For the first time, the backend of any encoder I've written supports explicit selector RDO. It basically tries to balance luma noise vs. bitrate. I've discovered a large number of improvements to crunch's basic approach. Each time I get tempted to try a completely different algorithm, I find another optimization.
Here's a random example of what selector RDO looks like on kodim18. At these quality settings, Basis ETC1 intermediate format gets 1.52 bits/texel, RDO compression (with the exact same quality level) on the ETC1 .KTX file+LZMA gets 1.83 bits/texel, and plain ETC1+LZMA is 3.33 bits/texel.
Delta selector RDO Enabled: 1.52 bits/texel Luma SSIM: .867811 (plain non-RDO ETC1 Luma SSIM is .981066)
RGB delta image (biased to 128):
The two textures above share the exact same endpoint/selector codebooks, the same per-macroblock mode values (flip and differential bits), and the same block color "endpoints". The delta selectors in the 2nd image were chosen to balance introduced noise vs. bitrate. I'm still tuning this algorithm but it's amazing to find improvements like this with so little code. This improvement and others like it will also be available in Basis's support for the DXT formats.
We also support an "ETC1S" mode, that doesn't support per-block tiling or 4:4:4 "individual" mode colors. It transcodes to standard ETC1 blocks. It gets 1.1 bits/texel, Luma SSIM .8616 using the same selector/endpoint codebook sizes. This mode has sometimes noticeable 4x4 block artifacts, but otherwise can perform extremely well in a rate-distortion sense vs. full ETC1 mode.
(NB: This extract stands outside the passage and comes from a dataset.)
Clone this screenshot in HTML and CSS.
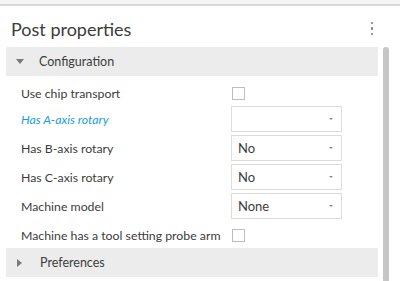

ETC1S mode has better behavior in a rate-distortion sense vs. full ETC1 mode, so there's still a lot of work to do.
The encoder's backend hasn't been tuned hardly at all yet, there are some missing optimization steps (that crunch used), and the selector codebook compression stage needs to be redone. The ETC1 per-block "mode" bits are also pretty expensive right now, so I need to implement a form of explicit "mode bit" RDO that purposely biases the mode bits in the front end to achieve better compression.